MINNEAPOLIS -- Andy Pettitte was making the Minnesota Twins look smaller than a rosin bag with his fastball, cutter and curve, and it was a crying shame George M. Steinbrenner III was not around to see it.
In the summer of '99, Steinbrenner nearly traded Pettitte to the Phillies because he thought the left-hander was a little too sensitive and a lot too soft. Brian Cashman and Joe Torre talked The Boss off the deal, and all these years later the New York Yankees are a far stronger organization for it.
Sure, Pettitte spent those three seasons with his hometown Astros, dodging the playoff poxes that visited his former team's house in 2004, '05 and '06. But would Pettitte have felt the same yearning to return to the Bronx four years back if Steinbrenner made that bygone deal with Philly? Would Pettitte have forever sworn off the Yanks as the franchise that betrayed and stranded him at the first sign of distress?

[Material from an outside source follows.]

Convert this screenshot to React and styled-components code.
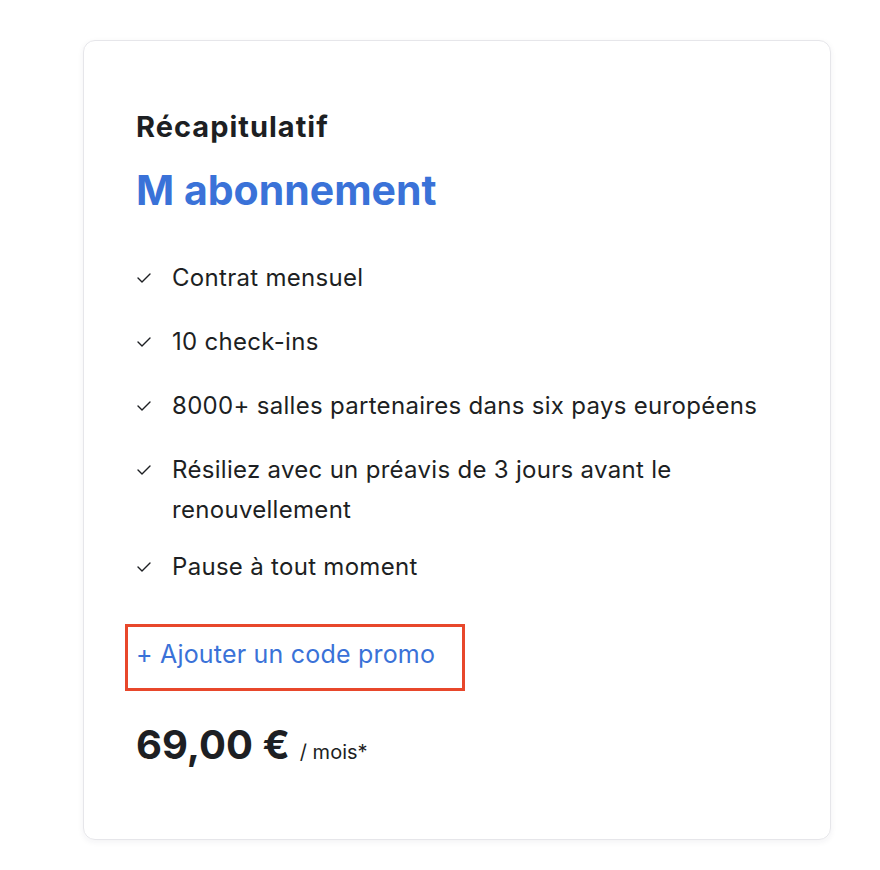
import styled, { createGlobalStyle } from 'styled-components'

const Global = createGlobalStyle`
  html, body { margin: 0; padding: 0; background: #fff; }
  body { font-family: Inter, "Noto Sans", sans-serif; color: #1d1f23; }
`

const Page = styled.div`
  padding: 40px 49px 30px 83px;
`

const Card = styled.div`
  width: 748px;
  height: 800px;
  box-sizing: border-box;
  border: 1px solid #e6e6ea;
  border-radius: 12px;
  box-shadow: 0 2px 6px rgba(30, 30, 60, 0.06);
  padding: 66px 52px 0 52px;
`

const Title = styled.h2`
  margin: 0;
  font-size: 29px;
  font-weight: 700;
  line-height: 40px;
  letter-spacing: 1px;
`

const Plan = styled.h1`
  margin: 18px 0 0;
  font-size: 41px;
  font-weight: 700;
  line-height: 50px;
  color: #3a72d8;
`

const List = styled.ul`
  list-style: none;
  margin: 43px 0 0;
  padding: 0;
  display: flex;
  flex-direction: column;
  gap: 24px;
`

const Item = styled.li`
  display: flex;
  align-items: flex-start;
  font-size: 24px;
  line-height: 40px;
  letter-spacing: 0.3px;
  margin-bottom: ${(p) => (p.$tight ? '-7px' : '0')};
`

const Check = styled.svg`
  flex: none;
  width: 16px;
  height: 40px;
  margin-right: 20px;
`

const Promo = styled.div`
  margin: 37px 0 0 -11px;
  width: 340px;
  height: 67px;
  box-sizing: border-box;
  border: 3px solid #e8472b;
  display: flex;
  align-items: center;
  padding-left: 8px;
  padding-bottom: 8px;
`

const PromoLink = styled.a`
  color: #3a72d8;
  font-size: 25px;
  letter-spacing: 0.2px;
  text-decoration: none;
  cursor: pointer;
`

const Price = styled.div`
  margin-top: 29px;
  display: flex;
  align-items: baseline;
  gap: 10px;
`

const Amount = styled.span`
  font-size: 40px;
  font-weight: 700;
`

const Per = styled.span`
  font-size: 20px;
`

const features = [
  { text: 'Contrat mensuel' },
  { text: '10 check-ins' },
  { text: '8000+ salles partenaires dans six pays européens' },
  { text: 'Résiliez avec un préavis de 3 jours avant le renouvellement', tight: true },
  { text: 'Pause à tout moment' },
]

const Tick = () => (
  <Check viewBox="0 0 16 40">
    <path d="M2 20 L6 24 L14 16" fill="none" stroke="#1d1f23" strokeWidth="1.4" strokeLinecap="round" strokeLinejoin="round" />
  </Check>
)

export default function App() {
  return (
    <>
      <Global />
      <Page>
        <Card>
          <Title>Récapitulatif</Title>
          <Plan>M abonnement</Plan>
          <List>
            {features.map((f) => (
              <Item key={f.text} $tight={f.tight}>
                <Tick />
                <span>{f.text}</span>
              </Item>
            ))}
          </List>
          <Promo>
            <PromoLink>+ Ajouter un code promo</PromoLink>
          </Promo>
          <Price>
            <Amount>69,00 €</Amount>
            <Per>/ mois*</Per>
          </Price>
        </Card>
      </Page>
    </>
  )
}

Thursday night, these were Target Field questions nobody in the visiting clubhouse cared to field. Pettitte seized his 19th postseason victory, more than any pitcher dead or alive, and he did it after making the following confession to his teammates:
"I have never felt so unprepared going into the playoffs."
This from a 38-year-old man trying to rebound from an injured groin and a stiff back. This from a starter who had missed a couple of months. This from a guy who was busy a few weeks ago pitching for the Trenton Thunder, trying to win a playoff game against the world-famous Altoona Curve.
"And he was worried about blowing Trenton's playoff chances," Yankees manager Joe Girardi said. "That tells you a lot about Andy Pettitte's character."
This 5-2 victory over the Twins told you a lot about Andy Pettitte's belief in himself.
"It seems like this is just his time," CC Sabathia said. "He shows up every time we need him. He's a bulldog when he's out there, and he never seems to get nervous or let the game speed up on him."
Pettitte actually confessed that, yes, he does indeed get nervous before a postseason start. "I ask the Good Lord to calm my nerves and help me relax," he said. But his poise isn't only a divine gift.
The enemy crowd plays a role, too. Like in the second inning, bases loaded, one out, the crowd shaking Minnesota's new ballpark to its core. The Twins had lost 10 straight playoff games, seven of them to the Yanks, and these otherwise neighborly Midwesterners had seen enough of the New Yorkers and their eight-figure wages.
The fans were trying to rattle Pettitte, and they were oblivious to the fact their noise had the opposite effect.
"When this place starts rocking and the fans are going crazy," Pettitte said, "[you're] hoping you get the tunnel vision. Just nothing is going to faze you. Nothing is going to make you nervous. ... Whenever things get louder out there, I almost feel like I can slow it down even more."
So Pettitte turned this potentially lethal second-inning threat into a superficial wound. He surrendered a sacrifice fly, nothing more.
"One run is not going to kill me," Pettitte said.
No, it only made him stronger.
Pettitte retired the next dozen Twins before giving up Orlando Hudson's game-tying homer in the sixth. The Yankees scored twice in the seventh after Carl Pavano didn't get the strike three on Lance Berkman that the Padres' Mark Langston famously didn't get on Tino Martinez in the '98 World Series, and the Twins quit on command.
They don't believe they can beat the Yankees, and for good reason: They can't.
Minnesota's leadoff man, Denard Span, set the positively perfect tone in the first by greeting Pettitte with a 10-pitch at-bat that included five straight foul balls and a hard single as an exclamation point. Old man Pettitte appeared to be in for a long (or short) day (or night), at least until he got Hudson to hit the ball back to him two pitches later, starting a here-we-go-again double play.
"Andy's not fazed by too much," said Derek Jeter, who isn't, either.
Pettitte struck out four and held the Twins to five hits and one walk over seven innings. That's the good news. The better news? In the highly unlikely event he has to start a Game 5, Pettitte should be fresh -- he threw only 88 pitches in Game 2.
But he threw them, losing manager Ron Gardenhire said, "pretty doggone good."
When it was over, when he was done getting showered and dressed, Pettitte handed a clubhouse attendant a folded stack of small bills and offered him a fist bump as an extra tip. The winning pitcher was wearing a "Hip Hip Jorge" T-shirt, a nod to his catcher, Jorge Posada, who had seen this movie before.
Pettitte wasn't Doc Halladay out there, but he did plenty for his legacy all the same. Pettitte is undefeated in his past nine postseason starts, and he has a chance to push his career victory total into the 20s. The Hall of Fame is within reach, even if Pettitte's admission of human growth hormone use remains a significant hurdle to clear.
That discussion is for another day. Cooperstown or no Cooperstown, Pettitte showed again Thursday night why he will go down among the toughest competitors the Yankees have ever dressed.
Too bad The Boss wasn't around to shake his hand.